The nation’s leader mockingly derided his own “wan, diffident, professorial” approach to the world, implying he was none of these things, even if he gave that appearance. He set objectives for which he had no plan. He made commitments he did not keep. In the way of the world these things were noticed. Enemies probed. Allies were neglected, until they were needed to face the decapitators who talked of a Caliphate and called themselves a state. Words like “strength” and “resolve” returned to the leader’s vocabulary. But the world was already adrift, unmoored by the retreat of its ordering power. The rulebook had been ripped up (http://www.nytimes.com/2014/09/16/opinion/roger-cohen-the-great- unraveling.html).

However subtly and implicitly, this column assigned Obama a major share of responsibility for Russian President Vladimir Putin’s tyranny, Iraq’s political fratricide, Syria’s civil war, ISIS’ inhumanity and much more. If only, Cohen implied, the President had taken a stronger hand and offered a visionary and purportedly non-existent plan, all of these situations would have been different. What is lost in this sort of thinking is recognition that many, if not most of the concerns outlined had little or nothing to do with whether America’s chief executive gave “firm” speeches or promised “planned and vigorous military interventions,” or other imagined fixes for the extraordinarily complex issues named. That is, these contexts and challenges did not arise as a result of the Obama administration’s foreign policy alone or principally, or from the President’s deliberative decision style, nor would alternate rhetoric or presumably more robust (but unarticulated) plans make them go away. They were and are the product of many forces far beyond the reach of the United States’ president’s power to control them. In short, while one may certainly criticize the President and his advisors for their efforts, it is both typical of our nation’s governance conversation and wildly misleading to contend that either he or the United States could (or perhaps should) control all of the events to which Cohen pointed. And yet, such conceptions of leadership persist and dominate our public dialogue. Political pundits suggest again and again that one may with aplomb decontextualize leadership and imagine that leaders can control events over which they possess no authority and still less capacity to determine outcomes.

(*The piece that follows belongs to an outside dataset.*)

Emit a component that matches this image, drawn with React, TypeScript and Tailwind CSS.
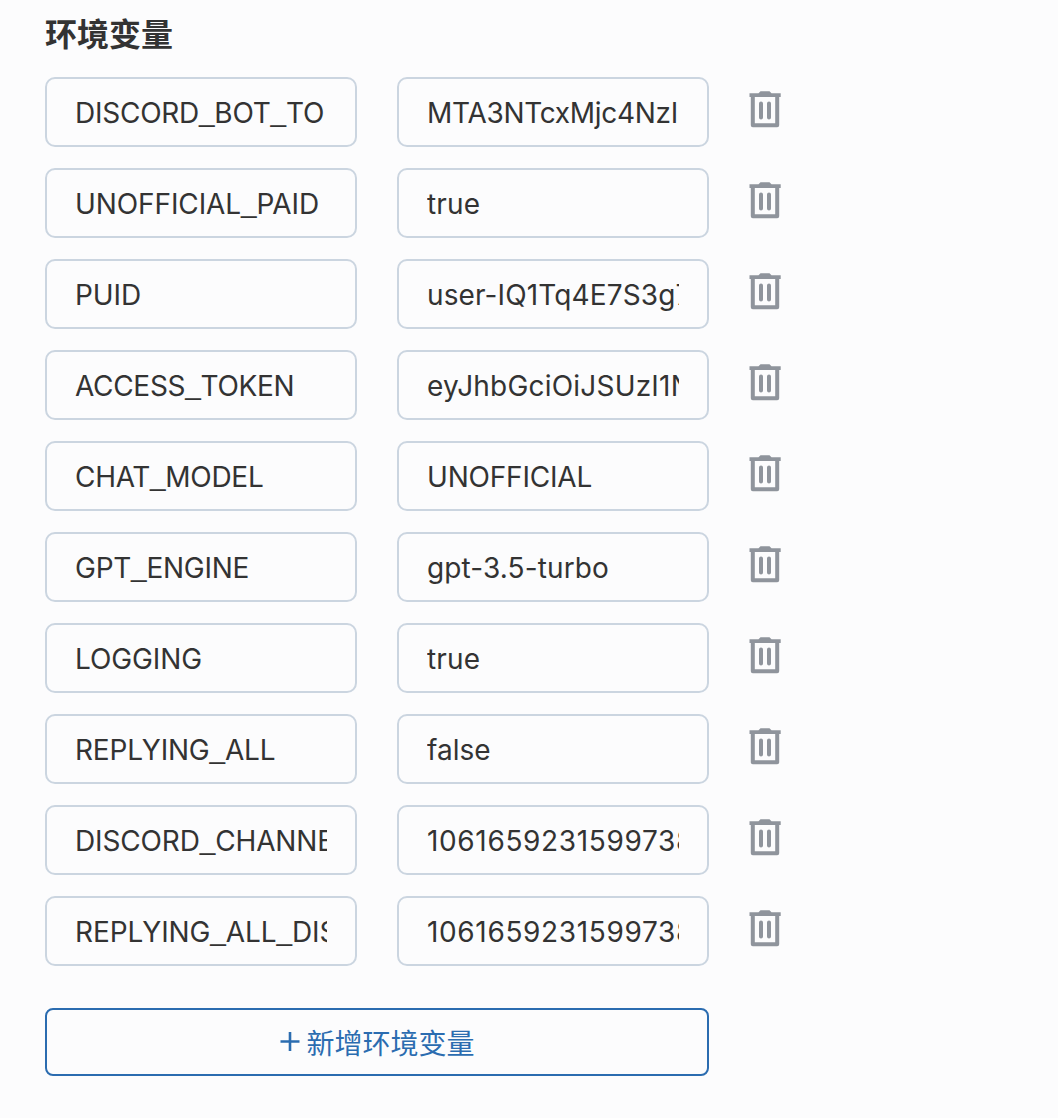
import { Fragment } from 'react';

const rows = [
  { name: 'DISCORD_BOT_TO', nameTracking: 'tracking-[-0.25px]', value: 'MTA3NTcxMjc4NzI', tracking: 'tracking-[-0.3px]' },
  { name: 'UNOFFICIAL_PAID', nameTracking: 'tracking-[-0.1px]', value: 'true', tracking: 'tracking-[0.2px]' },
  { name: 'PUID', nameTracking: 'tracking-[-0.1px]', value: 'user-IQ1Tq4E7S3g7', tracking: 'tracking-[0.12px]' },
  { name: 'ACCESS_TOKEN', nameTracking: 'tracking-[-0.3px]', value: 'eyJhbGciOiJSUzI1N', tracking: 'tracking-[0.2px]' },
  { name: 'CHAT_MODEL', nameTracking: 'tracking-[-0.3px]', value: 'UNOFFICIAL', tracking: 'tracking-[-0.2px]' },
  { name: 'GPT_ENGINE', nameTracking: 'tracking-[-0.25px]', value: 'gpt-3.5-turbo', tracking: 'tracking-[0.12px]' },
  { name: 'LOGGING', nameTracking: 'tracking-[-0.1px]', value: 'true', tracking: 'tracking-[0.2px]' },
  { name: 'REPLYING_ALL', nameTracking: 'tracking-[-0.2px]', value: 'false', tracking: 'tracking-[0px]' },
  { name: 'DISCORD_CHANNEL', nameTracking: 'tracking-[-0.15px]', value: '1061659231599738', tracking: 'tracking-[0.65px]' },
  { name: 'REPLYING_ALL_DISC', nameTracking: 'tracking-[-0.1px]', value: '1061659231599738', tracking: 'tracking-[0.65px]' },
];

function Trash() {
  return (
    <svg width="33" height="38" viewBox="0 0 33 38" fill="none" stroke="#8f949c" strokeWidth="4">
      <path d="M0.5 2.3H9.5L11.5 0.3H20.5L22.5 2.3H31.7V6H0.5Z" fill="#8f949c" stroke="none" />
      <path d="M3.8 5V34.3H28.2V5" strokeLinejoin="round" />
      <path d="M12 12.6V26.4M20 12.6V26.4" strokeLinecap="round" />
    </svg>
  );
}

function Field({ text, tracking }: { text: string; tracking: string }) {
  return (
    <div className="h-[70px] w-[312px] rounded-[10px] border-2 border-[#cbd5e0] px-7">
      <div className={`h-full overflow-hidden whitespace-nowrap text-[28px] leading-[68px] ${tracking}`}>
        {text.split('_').map((part, i) => (
          <Fragment key={i}>
            {i > 0 && <span className="relative -top-0.5 font-['Liberation_Sans',sans-serif] leading-none">_</span>}
            {part}
          </Fragment>
        ))}
      </div>
    </div>
  );
}

export default function App() {
  return (
    <main className="h-[1118px] w-[1058px] overflow-hidden bg-[#fcfcfd] px-[45px] pt-[11px] font-['Inter','Noto_Sans_CJK_SC',sans-serif] text-[#333333]">
      <h1 className="mb-[18px] h-12 text-[32px] font-bold leading-[48px]">环境变量</h1>
      <div className="flex flex-col gap-[21px]">
        {rows.map((row) => (
          <div key={row.name} className="flex h-[70px] gap-10">
            <Field text={row.name} tracking={row.nameTracking} />
            <Field text={row.value} tracking={row.tracking} />
            <div className="pt-[14px]"><Trash /></div>
          </div>
        ))}
      </div>
      <button className="mt-[42px] flex h-[68px] w-[664px] items-center justify-center gap-[6px] rounded-lg border-2 border-[#2b6cb0] text-[28px] text-[#2b6cb0]">
        <svg className="ml-px" width="20" height="20" viewBox="0 0 20 20" stroke="currentColor" strokeWidth="2.6"><path d="M0.5 9.5H19.5M10 0V19" /></svg>
        <span className="pt-1 font-normal">新增环境变量</span>
      </button>
    </main>
  );
}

As I have argued previously, there are at least two basic reasons for the persistence of this mythology of leadership as capacity to assure complete control of circumstances. The first inheres in people’s deep desire to make sense of careening events and to settle on simplified rationales that “explain” them. Blaming the symbolic leader—the President—for world disorder provides a convenient way to make sense of the otherwise unfathomable: “If only he had done so and so we would not be in this situation; he should control these things so I can feel less fearful.”

I am convinced that a second reason for the persistence of this view of leaders as super beings who should be able to command all events and situations to protect those they serve inheres in democratic governance, which empowers and permits citizens to make such claims, rather than address the complexities that attend reality. Democratic populations descend to sloganeering as governance, and scapegoating and blame casting as substitutes for civic dialogue and hard thinking because they can. That fact is unlikely to change in our current politics as it inheres in democracy itself.

The challenge, therefore, may be to use education to help our nation’s next generations of citizens understand the true character of what leaders and leadership can and cannot do, and assume a rightful share of responsibility for what that fact means for self-governance. Accepting complexity and admitting an inability to control all events and peoples is surely humbling. But it is just as surely the path to more reasoned governance and a much more prudent national understanding of the realities and possibilities of leadership.

We daily play a small role in addressing this compelling need here at the Institute as we pursue our research and engagement efforts. In particular, our Community Voices series provides interested graduate students multiple and multivalent opportunities to consider the challenges and vicissitudes of community leadership and social change as they interact with individuals who have accepted such responsibility in both domestic and international settings. Alone, Institute affiliated faculty are hardly likely to change how Americans understand leadership, but we can work with a share of this nation’s future leaders and help them to consider this central concern deeply and to carry their knowledge forward into their professional roles and responsibilities. Such is the privilege, responsibility and power that inhere in higher education.